## begin Dataset extract

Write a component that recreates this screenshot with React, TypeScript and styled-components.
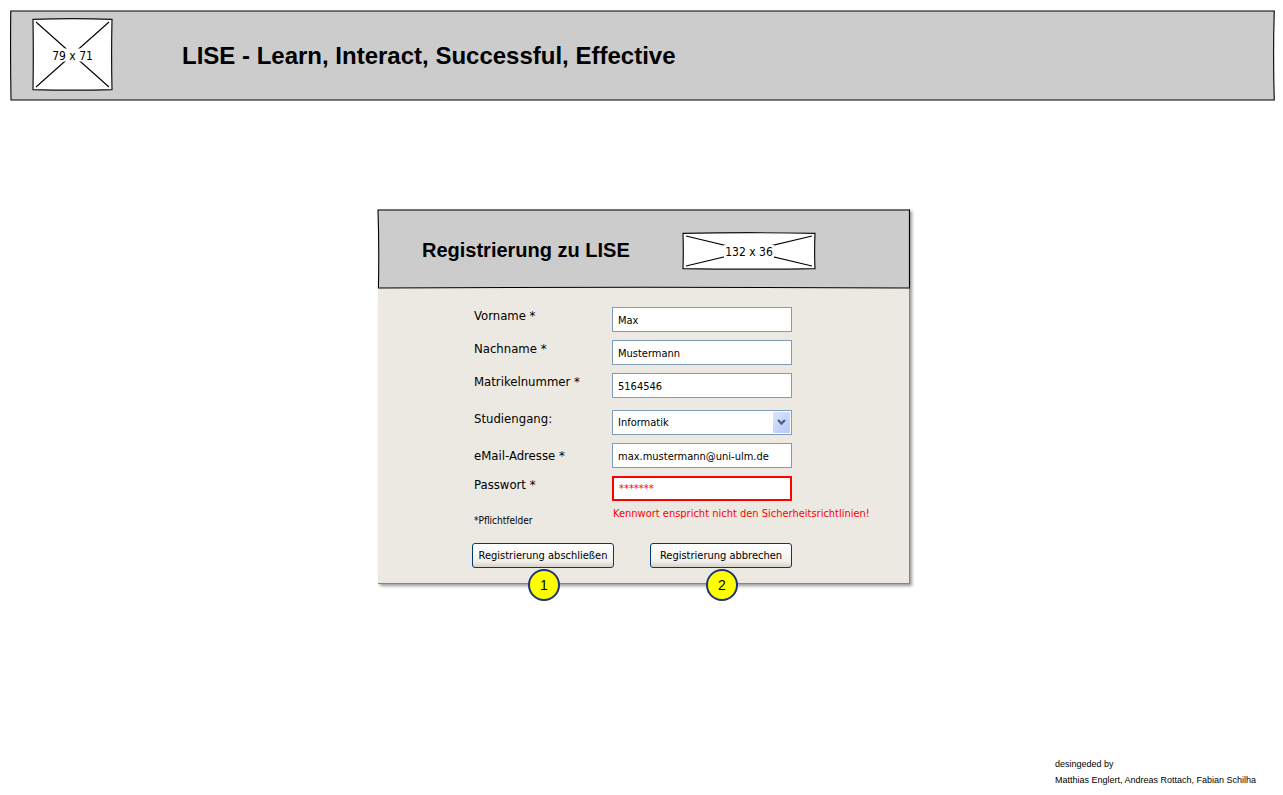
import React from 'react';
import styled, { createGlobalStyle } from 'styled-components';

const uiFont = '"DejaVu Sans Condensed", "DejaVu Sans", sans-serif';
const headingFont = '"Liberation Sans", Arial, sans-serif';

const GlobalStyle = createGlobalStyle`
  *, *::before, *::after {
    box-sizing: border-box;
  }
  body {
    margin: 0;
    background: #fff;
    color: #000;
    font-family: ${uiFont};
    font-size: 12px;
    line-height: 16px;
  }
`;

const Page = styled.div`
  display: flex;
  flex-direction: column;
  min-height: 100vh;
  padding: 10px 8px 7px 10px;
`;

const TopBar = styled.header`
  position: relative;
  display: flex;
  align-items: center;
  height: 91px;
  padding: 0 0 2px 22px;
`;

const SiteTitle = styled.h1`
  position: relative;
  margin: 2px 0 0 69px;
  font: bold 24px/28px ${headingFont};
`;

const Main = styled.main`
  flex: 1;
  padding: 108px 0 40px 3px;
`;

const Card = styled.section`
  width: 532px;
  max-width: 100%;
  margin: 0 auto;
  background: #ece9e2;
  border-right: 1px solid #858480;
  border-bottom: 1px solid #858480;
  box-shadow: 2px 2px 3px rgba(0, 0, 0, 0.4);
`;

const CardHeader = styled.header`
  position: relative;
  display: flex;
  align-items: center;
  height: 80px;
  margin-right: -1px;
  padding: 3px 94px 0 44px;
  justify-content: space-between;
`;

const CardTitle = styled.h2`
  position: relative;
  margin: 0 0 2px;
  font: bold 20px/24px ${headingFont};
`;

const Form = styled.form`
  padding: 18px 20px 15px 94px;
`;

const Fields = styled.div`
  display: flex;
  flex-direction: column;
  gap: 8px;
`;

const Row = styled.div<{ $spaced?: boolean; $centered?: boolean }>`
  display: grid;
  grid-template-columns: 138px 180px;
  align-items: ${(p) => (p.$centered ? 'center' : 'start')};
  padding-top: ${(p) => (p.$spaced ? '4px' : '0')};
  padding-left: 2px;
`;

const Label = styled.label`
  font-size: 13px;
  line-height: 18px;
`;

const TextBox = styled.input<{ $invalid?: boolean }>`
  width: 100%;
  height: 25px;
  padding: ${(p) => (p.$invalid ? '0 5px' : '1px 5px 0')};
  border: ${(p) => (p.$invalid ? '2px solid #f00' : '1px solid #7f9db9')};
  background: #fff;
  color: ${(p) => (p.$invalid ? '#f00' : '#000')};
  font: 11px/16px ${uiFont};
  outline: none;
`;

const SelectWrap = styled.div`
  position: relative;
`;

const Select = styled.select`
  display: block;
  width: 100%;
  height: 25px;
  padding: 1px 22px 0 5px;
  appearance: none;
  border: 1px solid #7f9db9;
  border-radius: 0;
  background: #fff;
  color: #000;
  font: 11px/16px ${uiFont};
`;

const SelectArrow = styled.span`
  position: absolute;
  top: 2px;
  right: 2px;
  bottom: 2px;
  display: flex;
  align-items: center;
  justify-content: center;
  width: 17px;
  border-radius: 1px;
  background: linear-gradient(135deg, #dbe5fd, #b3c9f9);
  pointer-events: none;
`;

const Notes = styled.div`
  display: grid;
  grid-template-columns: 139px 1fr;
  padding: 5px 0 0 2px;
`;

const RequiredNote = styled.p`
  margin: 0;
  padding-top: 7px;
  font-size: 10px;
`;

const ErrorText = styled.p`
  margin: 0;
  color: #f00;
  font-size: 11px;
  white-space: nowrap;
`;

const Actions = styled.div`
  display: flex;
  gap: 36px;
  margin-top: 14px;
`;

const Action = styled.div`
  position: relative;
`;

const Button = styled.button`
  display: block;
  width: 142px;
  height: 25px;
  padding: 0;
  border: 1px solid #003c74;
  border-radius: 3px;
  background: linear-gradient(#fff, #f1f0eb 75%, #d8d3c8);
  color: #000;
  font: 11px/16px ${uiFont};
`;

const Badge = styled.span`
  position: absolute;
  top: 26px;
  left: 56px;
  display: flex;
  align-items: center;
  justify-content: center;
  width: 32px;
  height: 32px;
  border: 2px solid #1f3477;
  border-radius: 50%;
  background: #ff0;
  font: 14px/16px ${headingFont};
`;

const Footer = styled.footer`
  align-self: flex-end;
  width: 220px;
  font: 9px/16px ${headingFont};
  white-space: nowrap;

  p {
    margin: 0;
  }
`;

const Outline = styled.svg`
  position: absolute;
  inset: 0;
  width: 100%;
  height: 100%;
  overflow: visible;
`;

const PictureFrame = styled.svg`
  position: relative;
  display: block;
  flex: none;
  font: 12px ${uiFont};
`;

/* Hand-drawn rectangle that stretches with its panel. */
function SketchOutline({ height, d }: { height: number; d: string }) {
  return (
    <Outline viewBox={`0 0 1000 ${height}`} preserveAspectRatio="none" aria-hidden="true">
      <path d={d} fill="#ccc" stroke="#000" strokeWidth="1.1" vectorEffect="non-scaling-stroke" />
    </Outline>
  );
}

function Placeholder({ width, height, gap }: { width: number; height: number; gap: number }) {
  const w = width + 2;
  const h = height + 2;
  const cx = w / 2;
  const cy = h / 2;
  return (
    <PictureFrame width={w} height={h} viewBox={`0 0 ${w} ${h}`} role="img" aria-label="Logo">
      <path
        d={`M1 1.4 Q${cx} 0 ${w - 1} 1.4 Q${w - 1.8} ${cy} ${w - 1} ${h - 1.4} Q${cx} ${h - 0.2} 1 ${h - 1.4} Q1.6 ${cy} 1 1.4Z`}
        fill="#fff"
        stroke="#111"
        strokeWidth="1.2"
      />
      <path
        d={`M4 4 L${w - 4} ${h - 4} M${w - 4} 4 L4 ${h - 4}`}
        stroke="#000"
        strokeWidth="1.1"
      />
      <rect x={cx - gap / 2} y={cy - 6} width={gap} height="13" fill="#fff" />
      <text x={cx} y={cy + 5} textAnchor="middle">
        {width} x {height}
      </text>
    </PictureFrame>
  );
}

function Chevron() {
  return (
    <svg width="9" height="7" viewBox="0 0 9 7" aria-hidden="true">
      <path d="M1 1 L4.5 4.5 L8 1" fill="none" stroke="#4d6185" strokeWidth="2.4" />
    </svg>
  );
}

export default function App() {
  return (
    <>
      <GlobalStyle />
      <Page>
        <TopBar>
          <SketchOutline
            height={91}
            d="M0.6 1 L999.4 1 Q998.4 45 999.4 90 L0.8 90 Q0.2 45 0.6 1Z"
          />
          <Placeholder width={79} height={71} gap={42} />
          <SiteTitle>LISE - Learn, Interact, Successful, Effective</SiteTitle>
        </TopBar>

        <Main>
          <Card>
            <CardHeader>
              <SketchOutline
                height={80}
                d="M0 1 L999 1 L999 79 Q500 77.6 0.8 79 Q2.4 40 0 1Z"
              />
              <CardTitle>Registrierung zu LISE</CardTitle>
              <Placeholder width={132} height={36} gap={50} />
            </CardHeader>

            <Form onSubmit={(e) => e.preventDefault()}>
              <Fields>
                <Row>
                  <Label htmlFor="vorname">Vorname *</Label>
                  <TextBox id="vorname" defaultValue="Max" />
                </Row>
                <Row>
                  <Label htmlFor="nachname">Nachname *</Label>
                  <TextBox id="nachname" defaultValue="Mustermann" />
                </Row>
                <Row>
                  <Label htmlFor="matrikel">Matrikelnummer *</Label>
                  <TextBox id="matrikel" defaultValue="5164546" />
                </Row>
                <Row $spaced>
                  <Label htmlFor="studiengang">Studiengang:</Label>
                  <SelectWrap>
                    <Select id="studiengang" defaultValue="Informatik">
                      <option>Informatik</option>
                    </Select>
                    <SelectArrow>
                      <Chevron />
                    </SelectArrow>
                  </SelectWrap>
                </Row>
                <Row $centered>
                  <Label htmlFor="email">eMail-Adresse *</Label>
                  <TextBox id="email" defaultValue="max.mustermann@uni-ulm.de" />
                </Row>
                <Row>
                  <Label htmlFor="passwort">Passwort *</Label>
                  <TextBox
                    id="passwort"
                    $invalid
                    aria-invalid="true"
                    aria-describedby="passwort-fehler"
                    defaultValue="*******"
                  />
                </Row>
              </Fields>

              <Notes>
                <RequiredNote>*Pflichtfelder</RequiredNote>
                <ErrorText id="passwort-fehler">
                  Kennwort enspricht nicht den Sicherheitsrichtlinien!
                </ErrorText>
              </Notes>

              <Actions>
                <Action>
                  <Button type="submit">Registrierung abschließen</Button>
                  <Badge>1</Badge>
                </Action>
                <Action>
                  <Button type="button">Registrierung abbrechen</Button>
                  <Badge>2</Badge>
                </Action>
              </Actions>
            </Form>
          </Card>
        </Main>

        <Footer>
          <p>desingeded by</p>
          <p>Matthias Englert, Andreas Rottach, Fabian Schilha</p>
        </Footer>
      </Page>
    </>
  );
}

## end Dataset extract

» **Written request**:
Copy out every line that includes the word "components".

» **Written solution**:
Write a component that recreates this screenshot with React, TypeScript and styled-components.
import styled, { createGlobalStyle } from 'styled-components';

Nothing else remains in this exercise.